Management approaches to the sustainability of urban and urbanizing forests are poorly defined in both scope and application (Clark et al. 1997). As our populations grow, urban centers expand into the countryside, changing the character and function of forests, and there value to human society. How we work toward achieving the goal of sustainability will have a direct impact on not only human health and well-being, but the well-being of all living creatures with our metropolitan watersheds. Older models of urban forest management were tree-centric. These saw the individual tree as the key point of conservation within urban areas. While this approach persisted for centuries, and remains an important component of urban forest management today, it does not fully meet the conservation needs of the urbanizing environment found in this Age of the Anthropocene.

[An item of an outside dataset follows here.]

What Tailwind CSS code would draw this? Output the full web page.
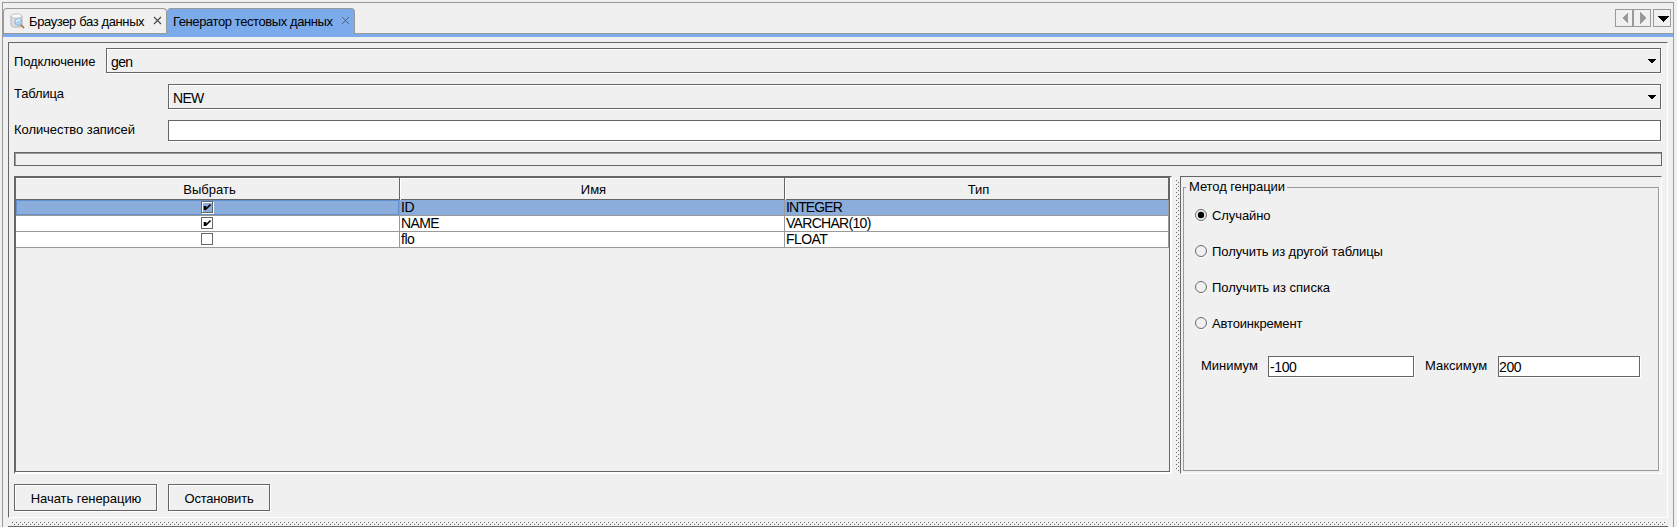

Below are a series of steps recommended by the Tampa Bay Watershed Forest Working Group for initiating a sustainable approach to forest conservation in urban and urbanizing regions. It is not intended to be definitive, but a starting point.

Investigation of these Key Resource Trends
  • Loss of forest cover and shifts in forestland use
  • Parcelization of private woodlands into smaller and more numerous tracts
  • Loss of biological diversity
  • Increase of exotic – invasive species of plants and animals
  • Increased susceptibility to insect and disease
Development of Needed Implementation Mechanisms for Conservation
  • Voluntary market-based approaches to conservation
  • Monetization of ecosystem services
  • Protection of critical forest lands
  • Community-based stewardship
  • Public and private easements
  • Strategic and management planning
  • Targeted forest research and technology transfer
Development of Information Management Systems
  • Creation of baseline mapping of forest
  • Development of protocols for collecting, organizing and sharing data
  • Objective monitoring of change
  • Assessment of condition and effectiveness of protected areas
  • Organization of information so it is useful to decision-making

The Tampa Bay Watershed – Forest Working Group is a collaboration local, state and federal urban and community forestry professionals and researchers whose focus is on the development of information and technologies that promote forest sustainability in the Tampa Bay Watershed.